Looks like the new patch wasn't uploaded?

This revision is now accepted and ready to land.Jan 5 2023, 9:29 AM
vzakhari added inline comments.Jan 5 2023, 2:14 PM
mlir/include/mlir/Dialect/LLVMIR/LLVMOpBase.td
55

Please check if the latest patch does it right.

mlir/lib/Dialect/LLVMIR/IR/LLVMDialect.cpp
2585–2587

Makes sense. Thanks!

mlir/lib/Target/LLVMIR/ModuleImport.cpp
415

Should be fixed now.

vzakhari updated this revision to Diff 486675.Jan 5 2023, 2:15 PM

Fixed tbaa attribute name + other clean-up changes.

vzakhari requested review of this revision.Jan 5 2023, 2:15 PM
vzakhari added inline comments.Jan 5 2023, 2:21 PM
mlir/lib/Dialect/LLVMIR/IR/LLVMDialect.cpp
2585–2587

I suppose using StringAttr should be okay too. It just makes it easier to combine keys that are symbol definitions and symbol references in the same map.

gysit accepted this revision.Jan 5 2023, 11:49 PM

Thanks for the nice improvement!

This revision is now accepted and ready to land.Jan 5 2023, 11:49 PM

Thank you for the review, @ftynse and @gysit! I will go ahead with merging it and making follow-up changes for MetadataOp. Please feel free to add post-commit comments, if something looks off in the latest patch.

ftynse added inline comments.Jan 6 2023, 8:57 AM
mlir/include/mlir/Dialect/LLVMIR/LLVMOpBase.td
55

I was thinking the other way around: this becomes an inherent attribute of the ops, and the verifier is attached via an OpTrait.

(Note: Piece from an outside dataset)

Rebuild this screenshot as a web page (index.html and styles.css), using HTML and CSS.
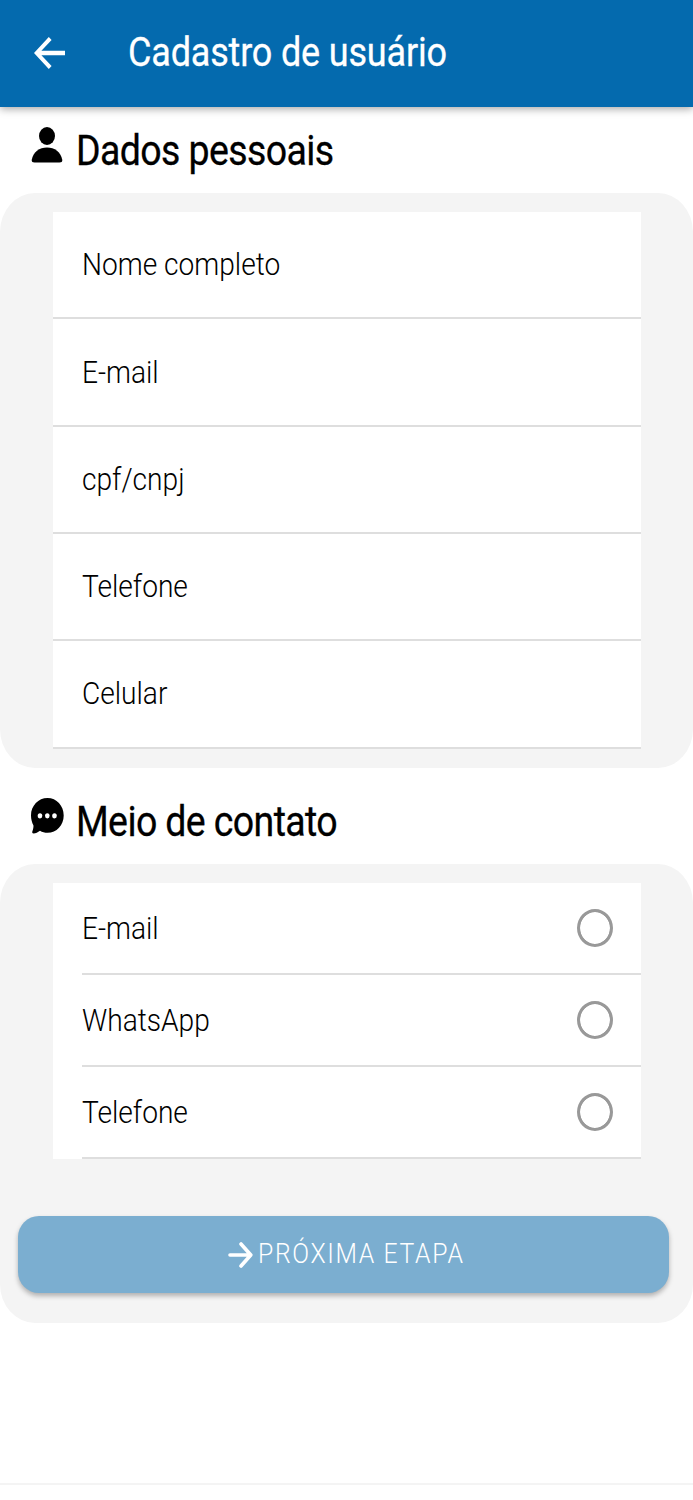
FILE: index.html
```
<!DOCTYPE html>
<html lang="pt-BR">
<head>
<meta charset="utf-8">
<title>Cadastro de usuário</title>
<link rel="stylesheet" href="styles.css">
</head>
<body>
<header class="toolbar">
  <svg class="back" viewBox="0 0 31 32" preserveAspectRatio="none"><path d="M31 13.800V18.200H7.400L17.600 29L14.800 32L0 16L14.800 0L17.600 3L7.400 13.800Z" fill="#fff"/></svg>
  <h1 class="title"><span class="narrow">Cadastro de usuário</span></h1>
</header>
<main class="content">
  <h2 class="heading">
    <svg class="person" viewBox="0 0 32 36"><ellipse cx="16" cy="9" rx="8" ry="9"/><path d="M3.500 35.500Q.5 35.500 .7 33C2 25 8.500 20.500 16 20.500S30 25 31.300 33Q31.500 35.500 28.500 35.500Z"/></svg>
    <span class="narrow">Dados pessoais</span>
  </h2>
  <section class="panel">
    <ul class="list fields">
      <li class="field"><span class="narrow">Nome completo</span></li>
      <li class="field"><span class="narrow">E-mail</span></li>
      <li class="field"><span class="narrow">cpf/cnpj</span></li>
      <li class="field"><span class="narrow">Telefone</span></li>
      <li class="field"><span class="narrow">Celular</span></li>
    </ul>
  </section>
  <h2 class="heading">
    <svg class="chat" viewBox="0 0 33 36"><path d="M16.500 0C25.600 0 32.700 7.700 32.700 17.400S25.600 34.800 16.500 34.800C13.800 34.800 11.200 34 9 32.700C6.800 34.300 4.800 35.500 2.500 35.500Q.7 35.500 1.300 33.500C2.100 31.500 2.700 29 2.400 27.200C1 24.500 0 21.300 0 17.400C0 7.700 7.400 0 16.500 0Z"/><g fill="#fff"><ellipse cx="9" cy="17.800" rx="2.300" ry="2.600"/><ellipse cx="16.300" cy="17.800" rx="2.300" ry="2.600"/><ellipse cx="23.500" cy="17.800" rx="2.300" ry="2.600"/></g></svg>
    <span class="narrow">Meio de contato</span>
  </h2>
  <section class="panel choices">
    <ul class="list">
      <li class="option"><span class="narrow">E-mail</span><i class="radio"></i></li>
      <li class="option"><span class="narrow">WhatsApp</span><i class="radio"></i></li>
      <li class="option"><span class="narrow">Telefone</span><i class="radio"></i></li>
    </ul>
    <button class="next">
      <svg class="arrow" viewBox="0 0 25 26"><path d="M2 13H22M13 2L22.800 13L13 24" fill="none" stroke="#fff" stroke-width="3.600" stroke-linecap="round" stroke-linejoin="round"/></svg>
      <span class="narrow">PRÓXIMA ETAPA</span>
    </button>
  </section>
</main>
<footer class="footer"></footer>
</body>
</html>
```
FILE: styles.css
```
* { box-sizing: border-box; }
body {
  margin: 0;
  height: 1500px;
  display: flex;
  flex-direction: column;
  background: #fff;
  color: #000;
  font-family: Roboto, "Liberation Sans", sans-serif;
  overflow: hidden;
}
svg { display: block; flex: none; }
h1, h2, ul { margin: 0; padding: 0; font-weight: 400; list-style: none; }
.narrow {
  display: inline-block;
  white-space: nowrap;
  transform: scaleX(.88);
  transform-origin: left center;
}
.toolbar {
  height: 107px;
  flex: none;
  display: flex;
  align-items: center;
  padding-left: 34px;
  background: #046aae;
  box-shadow: 0 2px 8px rgba(0, 0, 0, .35);
}
.back { width: 31px; height: 32px; margin-top: -1px; }
.title {
  margin: -4px 0 0 63px;
  color: #fff;
  font-size: 41px;
  font-weight: 400;
  line-height: 50px;
  letter-spacing: -.2px;
  -webkit-text-stroke: .3px #fff;
}
.title .narrow { transform: scaleX(.878); }
.content { flex: 1; }
.heading {
  height: 86px;
  display: flex;
  align-items: flex-start;
  padding: 20px 0 0 31px;
  font-size: 42px;
  line-height: 48px;
  letter-spacing: -.7px;
  -webkit-text-stroke: .3px #000;
}
.heading .narrow { transform: scaleX(.893); }
.person { width: 32px; height: 36px; margin-right: 12.500px; }
.chat { width: 33px; height: 36px; margin-right: 11.500px; }
.panel {
  height: 575px;
  padding-top: 18.500px;
  border-radius: 35px / 39px;
  background: #f4f4f4;
}
.panel + .heading { height: 96px; padding-top: 30px; }
.choices { height: 459px; padding-top: 19px; }
.list {
  margin: 0 52px 0 53px;
  background: #fff;
  font-size: 31px;
  font-weight: 300;
}
.list .narrow { transform: scaleX(.907); }
.fields { padding-top: .6px; }
.field {
  height: 107.300px;
  display: flex;
  align-items: center;
  padding-left: 28.500px;
  border-bottom: 2px solid #dedede;
}
.option {
  height: 92px;
  margin-left: 28.500px;
  padding-right: 28px;
  display: flex;
  align-items: center;
  justify-content: space-between;
  border-bottom: 2px solid #dedede;
}
.radio {
  width: 36px;
  height: 38px;
  border: 3px solid #999;
  outline: .5px solid #999;
  outline-offset: -3.500px;
  border-radius: 50%;
}
.next {
  width: 651px;
  height: 77px;
  margin: 57px 0 0 18px;
  padding: 0 0 2px 210px;
  display: flex;
  align-items: center;
  gap: 4.500px;
  border: 0;
  border-radius: 21px;
  background: #7baed0;
  color: #fff;
  font: 300 27px Roboto, "Liberation Sans", sans-serif;
  letter-spacing: 1.800px;
  box-shadow: 0 3px 5px rgba(0, 0, 0, .28);
}
.next .narrow { transform: scaleX(.917); }
.arrow { width: 25px; height: 26px; margin-top: 2px; }
.footer {
  height: 17px;
  border-top: 2px solid #f4f4f4;
}
```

But the approach with dialect attribute also works. Just be aware that transforms may drop it (which sounds closer to LLVM IR in spirit).

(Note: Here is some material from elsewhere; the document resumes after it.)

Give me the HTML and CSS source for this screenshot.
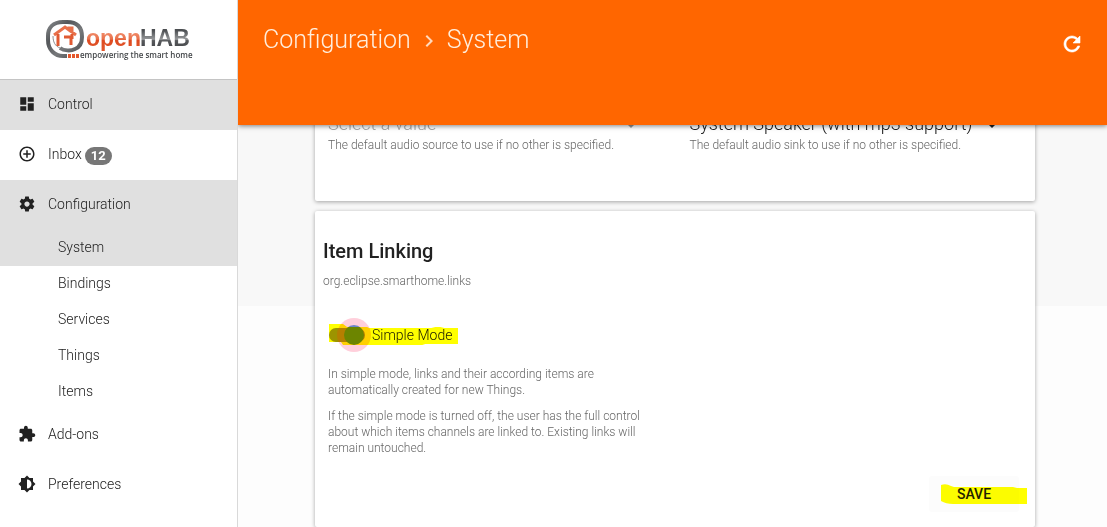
FILE: index.html
```html
<!DOCTYPE html>
<html lang="en">
<head>
<meta charset="utf-8">
<meta name="viewport" content="width=device-width, initial-scale=1">
<title>openHAB - Configuration</title>
<link rel="stylesheet" href="styles.css">
</head>
<body>
<div class="app">
  <aside class="sidebar">
    <a class="brand" href="#" aria-label="openHAB home">
      <svg class="brand-logo" viewBox="0 0 146 42" role="img" aria-label="openHAB">
        <defs>
          <linearGradient id="orange" x1="0" y1="0" x2="0" y2="1">
            <stop offset="0.3" stop-color="#f08a68"/><stop offset="0.55" stop-color="#e8704a"/><stop offset="0.58" stop-color="#de4a20"/><stop offset="1" stop-color="#e2572c"/>
          </linearGradient>
          <linearGradient id="grey" x1="0" y1="0" x2="0" y2="1">
            <stop offset="0.2" stop-color="#4b4e51"/><stop offset="0.55" stop-color="#96989a"/><stop offset="0.6" stop-color="#57595c"/><stop offset="1" stop-color="#3d4043"/>
          </linearGradient>
          <linearGradient id="ring" x1="0" y1="0" x2="1" y2="1">
            <stop offset="0" stop-color="#85888a"/><stop offset="0.3" stop-color="#54575a"/><stop offset="0.6" stop-color="#77797b"/><stop offset="1" stop-color="#4a4d50"/>
          </linearGradient>
        </defs>
        <path d="M14 29C18 32 25 32 29 30C34 28 36 23 36 18C36 8 31 3 21 3H17C7 3 2 9 2 17V21C2 31 9 37 17 37H21" fill="none" stroke="url(#ring)" stroke-width="4"/>
        <path d="M7 17C7 23 9 27 14 29" fill="none" stroke="#8b8d8f" stroke-width="1"/>
        <path d="M8 16L19 8L23 11V9H26V13L30 16" fill="none" stroke="#e8704a" stroke-width="3"/>
        <path d="M12 15V27M26 15V20M18 18H25V26" fill="none" stroke="#e05a32" stroke-width="3"/>
        <path d="M22 35h3v4h-3zM26 35h3v4h-3zM30 35h3v4h-3z" fill="#e4572c"/>
        <text class="logo-name" x="40" y="27" fill="url(#orange)">open</text>
        <text class="logo-name" x="94" y="27" fill="url(#grey)">HAB</text>
        <text class="logo-tag" x="34" y="39">empowering the smart home</text>
      </svg>
    </a>
    <nav class="menu" aria-label="Main">
      <a class="item active" href="#"><svg class="icon" viewBox="0 0 24 24"><path d="M3 13h8V3H3v10zm0 8h8v-6H3v6zm10 0h8V11h-8v10zm0-18v6h8V3h-8z"/></svg>Control</a>
      <a class="item" href="#"><svg class="icon" viewBox="0 0 24 24"><path d="M13 7h-2v4H7v2h4v4h2v-4h4v-2h-4V7zm-1-5C6.480 2 2 6.480 2 12s4.480 10 10 10 10-4.480 10-10S17.520 2 12 2zm0 18c-4.410 0-8-3.590-8-8s3.590-8 8-8 8 3.590 8 8-3.590 8-8 8z"/></svg>Inbox<span class="badge">12</span></a>
      <a class="item active" href="#"><svg class="icon" viewBox="0 0 24 24"><path d="M19.430 12.980c.04-.32.07-.64.07-.98s-.03-.66-.07-.98l2.110-1.650c.19-.15.24-.42.12-.64l-2-3.460c-.12-.22-.39-.3-.61-.22l-2.490 1c-.52-.4-1.080-.73-1.690-.98l-.38-2.650C14.460 2.180 14.250 2 14 2h-4c-.25 0-.46.18-.49.42l-.38 2.650c-.61.25-1.170.59-1.690.98l-2.490-1c-.23-.09-.49 0-.61.22l-2 3.460c-.13.22-.07.49.12.64l2.110 1.650c-.04.32-.07.65-.07.98s.03.66.07.98l-2.110 1.650c-.19.15-.24.42-.12.64l2 3.460c.12.22.39.3.61.22l2.490-1c.52.4 1.080.73 1.690.98l.38 2.650c.03.24.24.42.49.42h4c.25 0 .46-.18.49-.42l.38-2.650c.61-.25 1.170-.59 1.690-.98l2.490 1c.23.09.49 0 .61-.22l2-3.460c.12-.22.07-.49-.12-.64l-2.110-1.650zM12 15.500c-1.930 0-3.500-1.570-3.500-3.500s1.570-3.500 3.500-3.500 3.500 1.570 3.500 3.500-1.570 3.500-3.500 3.500z"/></svg>Configuration</a>
      <a class="subitem active" href="#" aria-current="page">System</a>
      <a class="subitem" href="#">Bindings</a>
      <a class="subitem" href="#">Services</a>
      <a class="subitem" href="#">Things</a>
      <a class="subitem" href="#">Items</a>
      <a class="item" href="#"><svg class="icon" viewBox="0 0 24 24"><path d="M20.500 11H19V7c0-1.100-.9-2-2-2h-4V3.500C13 2.120 11.880 1 10.500 1S8 2.120 8 3.500V5H4c-1.100 0-1.990.9-1.990 2v3.800H3.500c1.490 0 2.700 1.210 2.700 2.700s-1.210 2.700-2.700 2.700H2V20c0 1.100.9 2 2 2h3.800v-1.500c0-1.490 1.210-2.700 2.700-2.700 1.490 0 2.700 1.210 2.700 2.700V22H17c1.100 0 2-.9 2-2v-4h1.500c1.380 0 2.500-1.120 2.500-2.500S21.880 11 20.500 11z"/></svg>Add-ons</a>
      <a class="item" href="#"><svg class="icon" viewBox="0 0 24 24"><path d="M20 8.690V4h-4.690L12 .69 8.690 4H4v4.690L.69 12 4 15.310V20h4.690L12 23.310 15.310 20H20v-4.690L23.310 12 20 8.690zM12 18V6c3.310 0 6 2.690 6 6s-2.690 6-6 6z"/></svg>Preferences</a>
    </nav>
  </aside>
  <div class="page">
    <header class="toolbar">
      <h1 class="crumbs"><a href="#">Configuration</a><svg class="chevron" viewBox="0 0 24 24"><path d="M10 6L8.590 7.410 13.170 12l-4.580 4.590L10 18l6-6z"/></svg><span>System</span></h1>
      <button class="refresh" type="button" aria-label="Refresh"><svg viewBox="0 0 24 24"><path d="M17.650 6.350C16.200 4.900 14.210 4 12 4c-4.420 0-7.990 3.580-7.990 8s3.570 8 7.990 8c3.730 0 6.840-2.550 7.730-6h-2.080c-.82 2.330-3.040 4-5.650 4-3.310 0-6-2.690-6-6s2.690-6 6-6c1.660 0 3.140.69 4.220 1.780L13 11h7V4l-2.350 2.350z"/></svg></button>
    </header>
    <main class="content">
      <section class="card audio">
        <div class="field">
          <div class="picker"><select class="select placeholder" aria-label="Default source"><option>Select a value</option></select><svg class="arrow placeholder" viewBox="0 0 10 5"><path d="M0 0h10L5 5z"/></svg></div>
          <p class="hint">The default audio source to use if no other is specified.</p>
        </div>
        <div class="field">
          <div class="picker"><select class="select" aria-label="Default sink"><option>System Speaker (with mp3 support)</option></select><svg class="arrow" viewBox="0 0 10 5"><path d="M0 0h10L5 5z"/></svg></div>
          <p class="hint">The default audio sink to use if no other is specified.</p>
        </div>
      </section>
      <section class="card linking">
        <h2 class="title">Item Linking</h2>
        <p class="hint">org.eclipse.smarthome.links</p>
        <div class="setting">
          <label class="toggle"><input class="switch" type="checkbox" checked>Simple Mode
            <svg class="marker" viewBox="0 0 129 22" preserveAspectRatio="none"><path d="M0 0H14L18 3H38L40 4H102L106 3H111L115 4H129V20H96L93 21H14L12 18H0z"/></svg>
          </label>
          <p class="hint">In simple mode, links and their according items are automatically created for new Things.</p>
          <p class="hint">If the simple mode is turned off, the user has the full control about which items channels are linked to. Existing links will remain untouched.</p>
        </div>
        <div class="actions">
          <button class="save" type="button">SAVE<svg class="marker" viewBox="0 0 86 20" preserveAspectRatio="none"><path d="M0 1Q5-1 10 2L13 3H72L76 4H86V20H12Q5 20 0 17z"/></svg></button>
        </div>
      </section>
    </main>
  </div>
</div>
</body>
</html>
```
FILE: styles.css
```css
* { box-sizing: border-box; }

body {
  margin: 0;
  font-family: Roboto, "Liberation Sans", sans-serif;
  font-size: 14px;
  font-weight: 300;
  color: #212121;
  background: #fdfdfd;
}

a { color: inherit; text-decoration: none; }
h1, h2, p { margin: 0; }

.app { display: flex; height: 100vh; overflow: hidden; }

.sidebar {
  position: relative;
  z-index: 3;
  flex: 0 0 238px;
  border-right: 1px solid #d9d9d9;
  background: #fff;
}

.brand {
  display: flex;
  justify-content: center;
  height: 80px;
  padding-top: 19px;
  border-bottom: 1px solid #c4c4c4;
}
.brand-logo { width: 146px; height: 42px; overflow: visible; }
.logo-name { font: bold 23px "Liberation Sans", sans-serif; }
.logo-tag { font: 600 8px "Open Sans", sans-serif; fill: #44474a; }

.menu { display: flex; flex-direction: column; }
.item {
  display: flex;
  align-items: center;
  height: 50px;
  padding: 0 18px 2px;
}
.icon { width: 18px; height: 18px; margin-right: 12px; fill: #212121; }
.subitem { height: 36px; padding-left: 58px; line-height: 34px; }
.active { background: #e0e0e0; }
.badge {
  margin: 3px 0 0 3px;
  padding: 0 6px;
  border-radius: 9px;
  background: #777;
  color: #fff;
  font-size: 13px;
  font-weight: 700;
  line-height: 18px;
}

.page {
  flex: 1;
  display: flex;
  flex-direction: column;
  min-width: 0;
  background: linear-gradient(#f8f8f8 306px, #fdfdfd 306px);
}
.toolbar {
  position: relative;
  z-index: 2;
  flex: 0 0 125px;
  display: flex;
  justify-content: space-between;
  align-items: flex-start;
  padding: 24px 23px 0 25px;
  background: #f60;
  color: #fff;
  box-shadow: 0 1px 5px rgba(0, 0, 0, .5);
}
.crumbs { display: flex; align-items: center; font-size: 25px; font-weight: 300; line-height: 32px; color: #ffeedd; }
.chevron { width: 24px; height: 24px; margin: 2px 6px 0; fill: #ffd9bd; }
.refresh {
  width: 24px;
  height: 24px;
  margin-top: 8px;
  padding: 0;
  border: 0;
  background: none;
  color: #fff;
}
.refresh svg { display: block; fill: currentColor; stroke: currentColor; stroke-width: .6px; }

.content {
  flex: 1;
  display: flex;
  flex-direction: column;
  gap: 10px;
  margin-top: -16px;
  padding: 0 72px 0 77px;
}
.card {
  border-radius: 2px;
  background: #fff;
  box-shadow: 0 1px 4px rgba(0, 0, 0, .35);
}
.audio {
  display: grid;
  grid-template-columns: 1fr 1fr;
  column-gap: 16px;
  padding: 0 0 48px 13px;
}
.field { padding-right: 30px; }
.picker { display: flex; align-items: center; }
.select {
  flex: 1;
  min-width: 0;
  height: 28px;
  padding: 0;
  border: 0;
  appearance: none;
  background: none;
  color: #212121;
  font-family: inherit;
  font-size: 18px;
  font-weight: 300;
}
.arrow { width: 10px; height: 5px; margin: 4px 8px 0 0; fill: #212121; }
.select.placeholder { color: #aaa; }
.arrow.placeholder { fill: #999; }
.hint { color: #666; font-size: 12px; line-height: 16px; }

.linking { flex: 1; padding: 28px 8px 0; }
.title { margin-bottom: 10px; font-size: 20px; font-weight: 500; line-height: 24px; }
.setting { display: flex; flex-direction: column; align-items: flex-start; gap: 10px; max-width: 325px; padding: 35px 0 0 5px; }
.toggle {
  position: relative;
  display: flex;
  align-items: center;
  height: 22px;
  margin: 0 0 10px 1px;
  padding-right: 6px;
}
.switch {
  position: relative;
  width: 36px;
  height: 14px;
  margin: 0 7px 0 0;
  border-radius: 7px;
  appearance: none;
  background: #9c9440;
}
.switch::before {
  content: "";
  position: absolute;
  top: -3px;
  right: 1px;
  width: 20px;
  height: 20px;
  border-radius: 50%;
  background: #6c85c8;
  box-shadow: 0 0 0 7px rgba(255, 64, 110, .25);
}
.marker {
  position: absolute;
  inset: 0;
  width: 100%;
  height: 100%;
  fill: #ff0;
  mix-blend-mode: multiply;
  pointer-events: none;
}
.actions { display: flex; justify-content: flex-end; padding: 20px 8px 0 0; }
.save {
  position: relative;
  width: 90px;
  height: 36px;
  border: 0;
  border-radius: 3px;
  background: #fcfcfc;
  color: #212121;
  font: 500 14px Roboto, sans-serif;
}
.save .marker { inset: 8px -8px 8px 12px; width: 86px; height: 20px; }
```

vzakhari added inline comments.Jan 6 2023, 10:35 AM
mlir/include/mlir/Dialect/LLVMIR/LLVMOpBase.td
55

Oh, I thought you were actually in favor of the dialect attribute, since this discussion started with the missing llvm. prefix. I will leave it as-is for now.

To be on the same page, I think you suggest:

  • Keep using OptionalAttr<SymbolRefArrayAttr>:$tbaa argument for LoadOp, StoreOp, etc.
  • Add a TBAATrait with appropriate verification for the tbaa attribute.
  • Probably add TBAAAttrInteface to generalize code in TBAATrait::verifyTrait().

Did I catch it correctly?

This revision was automatically updated to reflect the committed changes.